[Task brief] Go through the data below. Pull out every line that has the word "styles".

[Data shown]
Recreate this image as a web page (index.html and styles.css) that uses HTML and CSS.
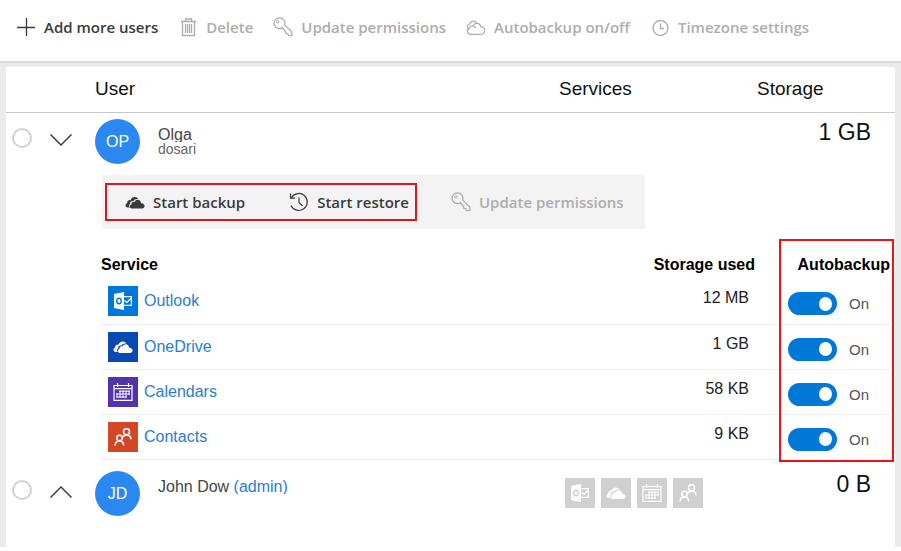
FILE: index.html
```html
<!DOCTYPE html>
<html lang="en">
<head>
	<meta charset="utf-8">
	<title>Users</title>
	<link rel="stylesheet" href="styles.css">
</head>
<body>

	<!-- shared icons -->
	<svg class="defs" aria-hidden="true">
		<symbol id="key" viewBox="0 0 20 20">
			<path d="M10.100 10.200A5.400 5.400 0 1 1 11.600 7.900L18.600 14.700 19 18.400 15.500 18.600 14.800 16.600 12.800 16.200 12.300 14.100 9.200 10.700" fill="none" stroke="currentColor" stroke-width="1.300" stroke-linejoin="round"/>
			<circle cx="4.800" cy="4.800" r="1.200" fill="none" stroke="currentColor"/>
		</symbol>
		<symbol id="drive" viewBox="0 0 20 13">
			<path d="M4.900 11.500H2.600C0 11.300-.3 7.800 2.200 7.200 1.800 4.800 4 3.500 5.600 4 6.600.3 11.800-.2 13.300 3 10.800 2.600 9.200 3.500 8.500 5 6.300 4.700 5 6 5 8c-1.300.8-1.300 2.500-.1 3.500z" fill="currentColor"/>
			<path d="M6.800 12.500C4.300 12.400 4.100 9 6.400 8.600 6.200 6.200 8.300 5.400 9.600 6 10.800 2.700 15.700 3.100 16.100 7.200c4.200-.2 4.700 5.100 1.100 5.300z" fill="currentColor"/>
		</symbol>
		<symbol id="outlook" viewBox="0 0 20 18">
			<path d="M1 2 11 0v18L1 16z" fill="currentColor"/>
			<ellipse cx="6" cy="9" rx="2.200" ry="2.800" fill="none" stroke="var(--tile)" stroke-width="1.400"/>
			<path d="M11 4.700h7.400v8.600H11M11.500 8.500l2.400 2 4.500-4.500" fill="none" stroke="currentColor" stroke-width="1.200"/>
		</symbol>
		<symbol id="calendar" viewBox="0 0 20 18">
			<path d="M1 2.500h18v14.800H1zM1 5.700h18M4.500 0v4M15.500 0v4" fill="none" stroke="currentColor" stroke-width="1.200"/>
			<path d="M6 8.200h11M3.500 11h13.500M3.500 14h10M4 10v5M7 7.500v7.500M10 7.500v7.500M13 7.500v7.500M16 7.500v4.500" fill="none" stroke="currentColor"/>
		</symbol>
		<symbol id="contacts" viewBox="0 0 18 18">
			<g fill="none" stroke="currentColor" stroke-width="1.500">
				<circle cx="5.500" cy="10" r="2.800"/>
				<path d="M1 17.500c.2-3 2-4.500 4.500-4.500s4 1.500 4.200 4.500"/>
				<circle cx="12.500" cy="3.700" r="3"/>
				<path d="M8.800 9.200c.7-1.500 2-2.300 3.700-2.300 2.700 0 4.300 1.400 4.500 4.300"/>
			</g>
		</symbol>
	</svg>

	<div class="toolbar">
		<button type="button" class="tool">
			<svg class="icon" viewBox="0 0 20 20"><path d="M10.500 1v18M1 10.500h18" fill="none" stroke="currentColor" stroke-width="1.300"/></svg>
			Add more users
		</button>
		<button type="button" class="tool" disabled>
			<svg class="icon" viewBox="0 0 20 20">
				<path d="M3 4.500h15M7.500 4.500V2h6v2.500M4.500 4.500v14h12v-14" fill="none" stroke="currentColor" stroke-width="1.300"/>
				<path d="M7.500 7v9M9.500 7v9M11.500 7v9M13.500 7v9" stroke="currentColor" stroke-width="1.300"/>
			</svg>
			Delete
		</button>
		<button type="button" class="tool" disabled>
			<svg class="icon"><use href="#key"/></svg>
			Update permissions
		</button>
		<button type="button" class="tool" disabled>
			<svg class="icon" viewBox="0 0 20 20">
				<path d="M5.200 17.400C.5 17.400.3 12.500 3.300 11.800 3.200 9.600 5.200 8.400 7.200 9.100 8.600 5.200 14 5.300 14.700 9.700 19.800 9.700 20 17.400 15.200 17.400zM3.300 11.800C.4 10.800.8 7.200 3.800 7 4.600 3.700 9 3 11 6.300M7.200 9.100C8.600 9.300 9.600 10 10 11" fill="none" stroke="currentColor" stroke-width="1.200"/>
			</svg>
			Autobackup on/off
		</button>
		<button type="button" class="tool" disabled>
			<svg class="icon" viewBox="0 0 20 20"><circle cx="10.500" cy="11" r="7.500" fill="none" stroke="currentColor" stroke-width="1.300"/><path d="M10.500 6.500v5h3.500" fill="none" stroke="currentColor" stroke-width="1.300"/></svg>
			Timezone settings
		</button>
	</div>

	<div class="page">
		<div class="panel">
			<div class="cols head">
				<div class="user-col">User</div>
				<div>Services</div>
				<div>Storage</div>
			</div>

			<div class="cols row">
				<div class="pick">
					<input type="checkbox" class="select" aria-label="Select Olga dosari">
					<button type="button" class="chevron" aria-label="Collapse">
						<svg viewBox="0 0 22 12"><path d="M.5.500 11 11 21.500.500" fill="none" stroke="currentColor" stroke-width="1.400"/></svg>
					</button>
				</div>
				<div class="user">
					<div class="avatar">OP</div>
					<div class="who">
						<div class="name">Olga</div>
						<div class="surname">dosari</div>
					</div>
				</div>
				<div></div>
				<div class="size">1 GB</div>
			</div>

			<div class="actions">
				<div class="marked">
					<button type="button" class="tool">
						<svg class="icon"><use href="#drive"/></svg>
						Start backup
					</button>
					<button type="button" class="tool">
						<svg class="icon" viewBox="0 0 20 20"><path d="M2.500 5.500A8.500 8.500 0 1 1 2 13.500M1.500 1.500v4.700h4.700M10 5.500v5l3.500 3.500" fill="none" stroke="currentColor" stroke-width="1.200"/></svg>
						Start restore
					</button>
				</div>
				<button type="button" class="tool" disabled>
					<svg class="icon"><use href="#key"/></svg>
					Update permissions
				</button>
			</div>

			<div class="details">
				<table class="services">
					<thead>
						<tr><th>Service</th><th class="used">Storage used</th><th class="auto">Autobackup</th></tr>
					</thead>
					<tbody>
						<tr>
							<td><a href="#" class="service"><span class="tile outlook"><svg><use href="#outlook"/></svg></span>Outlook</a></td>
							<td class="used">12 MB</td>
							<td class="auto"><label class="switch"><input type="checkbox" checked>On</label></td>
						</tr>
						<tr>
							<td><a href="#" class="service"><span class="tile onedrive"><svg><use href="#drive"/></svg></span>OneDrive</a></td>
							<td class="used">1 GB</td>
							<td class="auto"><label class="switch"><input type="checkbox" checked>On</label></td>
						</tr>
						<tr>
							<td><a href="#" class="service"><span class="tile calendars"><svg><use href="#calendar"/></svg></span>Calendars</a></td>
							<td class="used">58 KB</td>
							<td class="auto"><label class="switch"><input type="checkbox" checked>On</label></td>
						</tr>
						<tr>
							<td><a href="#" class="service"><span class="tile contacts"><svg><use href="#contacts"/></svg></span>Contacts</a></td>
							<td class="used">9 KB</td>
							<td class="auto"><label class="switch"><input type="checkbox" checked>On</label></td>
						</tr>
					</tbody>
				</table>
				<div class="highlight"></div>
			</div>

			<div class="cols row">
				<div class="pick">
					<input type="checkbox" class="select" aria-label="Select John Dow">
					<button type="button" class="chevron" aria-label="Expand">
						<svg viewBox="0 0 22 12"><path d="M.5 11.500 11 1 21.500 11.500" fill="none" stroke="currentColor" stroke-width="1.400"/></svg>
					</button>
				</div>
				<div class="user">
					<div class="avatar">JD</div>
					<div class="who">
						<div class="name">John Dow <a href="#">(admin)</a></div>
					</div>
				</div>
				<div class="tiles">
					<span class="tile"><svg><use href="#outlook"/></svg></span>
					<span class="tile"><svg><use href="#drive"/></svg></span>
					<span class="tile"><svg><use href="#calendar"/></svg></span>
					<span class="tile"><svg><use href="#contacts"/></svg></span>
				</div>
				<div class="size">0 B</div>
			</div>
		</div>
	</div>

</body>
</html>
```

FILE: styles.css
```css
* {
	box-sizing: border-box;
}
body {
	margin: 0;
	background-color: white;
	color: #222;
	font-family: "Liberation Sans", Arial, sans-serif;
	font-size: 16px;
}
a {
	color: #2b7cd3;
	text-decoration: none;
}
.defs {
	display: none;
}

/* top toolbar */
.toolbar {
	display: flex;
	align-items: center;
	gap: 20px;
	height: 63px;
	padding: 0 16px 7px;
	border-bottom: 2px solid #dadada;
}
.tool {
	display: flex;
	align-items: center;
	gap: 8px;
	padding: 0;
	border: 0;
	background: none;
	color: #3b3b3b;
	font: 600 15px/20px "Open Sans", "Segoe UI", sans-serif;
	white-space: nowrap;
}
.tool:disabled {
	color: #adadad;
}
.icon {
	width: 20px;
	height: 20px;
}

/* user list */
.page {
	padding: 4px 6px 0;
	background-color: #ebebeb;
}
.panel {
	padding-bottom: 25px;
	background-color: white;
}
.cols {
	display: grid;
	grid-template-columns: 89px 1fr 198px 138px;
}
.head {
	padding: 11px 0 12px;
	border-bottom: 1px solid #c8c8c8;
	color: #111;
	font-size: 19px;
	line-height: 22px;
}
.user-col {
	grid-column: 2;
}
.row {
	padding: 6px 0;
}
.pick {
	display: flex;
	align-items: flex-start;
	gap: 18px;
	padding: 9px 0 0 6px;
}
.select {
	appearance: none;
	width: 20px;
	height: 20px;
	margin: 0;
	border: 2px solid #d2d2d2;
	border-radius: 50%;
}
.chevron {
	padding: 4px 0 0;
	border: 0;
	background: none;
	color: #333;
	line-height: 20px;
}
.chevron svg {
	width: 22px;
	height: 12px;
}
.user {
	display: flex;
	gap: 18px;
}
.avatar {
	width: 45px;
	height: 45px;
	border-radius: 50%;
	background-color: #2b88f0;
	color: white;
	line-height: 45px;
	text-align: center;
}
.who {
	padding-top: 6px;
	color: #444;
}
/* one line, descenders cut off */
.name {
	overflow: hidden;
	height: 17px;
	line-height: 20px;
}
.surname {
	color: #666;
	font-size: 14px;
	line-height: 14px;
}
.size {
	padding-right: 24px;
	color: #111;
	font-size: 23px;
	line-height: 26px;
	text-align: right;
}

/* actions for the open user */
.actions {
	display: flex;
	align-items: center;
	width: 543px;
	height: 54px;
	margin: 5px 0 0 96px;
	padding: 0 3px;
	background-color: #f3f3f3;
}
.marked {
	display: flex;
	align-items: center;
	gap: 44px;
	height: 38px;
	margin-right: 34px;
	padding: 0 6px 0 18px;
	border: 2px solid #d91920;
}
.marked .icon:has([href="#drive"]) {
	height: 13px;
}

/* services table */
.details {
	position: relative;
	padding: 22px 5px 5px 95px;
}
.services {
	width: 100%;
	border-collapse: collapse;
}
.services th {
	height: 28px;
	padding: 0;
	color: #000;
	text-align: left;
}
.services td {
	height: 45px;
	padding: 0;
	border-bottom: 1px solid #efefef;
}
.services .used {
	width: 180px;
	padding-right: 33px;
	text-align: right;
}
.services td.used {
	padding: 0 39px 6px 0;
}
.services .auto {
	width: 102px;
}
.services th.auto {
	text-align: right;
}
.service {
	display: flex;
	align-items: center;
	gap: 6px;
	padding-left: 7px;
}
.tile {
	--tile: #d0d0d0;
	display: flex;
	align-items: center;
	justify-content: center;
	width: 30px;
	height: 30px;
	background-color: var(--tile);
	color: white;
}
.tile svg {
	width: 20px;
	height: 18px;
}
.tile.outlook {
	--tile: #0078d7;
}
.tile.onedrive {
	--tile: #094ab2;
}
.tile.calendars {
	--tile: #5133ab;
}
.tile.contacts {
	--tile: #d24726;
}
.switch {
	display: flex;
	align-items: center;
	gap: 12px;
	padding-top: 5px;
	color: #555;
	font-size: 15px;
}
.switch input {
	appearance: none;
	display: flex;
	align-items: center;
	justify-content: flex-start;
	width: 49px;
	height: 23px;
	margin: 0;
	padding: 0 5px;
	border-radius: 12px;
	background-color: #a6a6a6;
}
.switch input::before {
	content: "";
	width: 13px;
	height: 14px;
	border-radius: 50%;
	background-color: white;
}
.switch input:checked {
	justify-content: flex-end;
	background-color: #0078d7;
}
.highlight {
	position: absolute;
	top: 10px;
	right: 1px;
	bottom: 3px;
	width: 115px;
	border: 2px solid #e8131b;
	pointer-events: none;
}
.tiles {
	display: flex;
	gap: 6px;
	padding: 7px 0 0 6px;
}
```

[Reply]
Recreate this image as a web page (index.html and styles.css) that uses HTML and CSS.
	<link rel="stylesheet" href="styles.css">
FILE: styles.css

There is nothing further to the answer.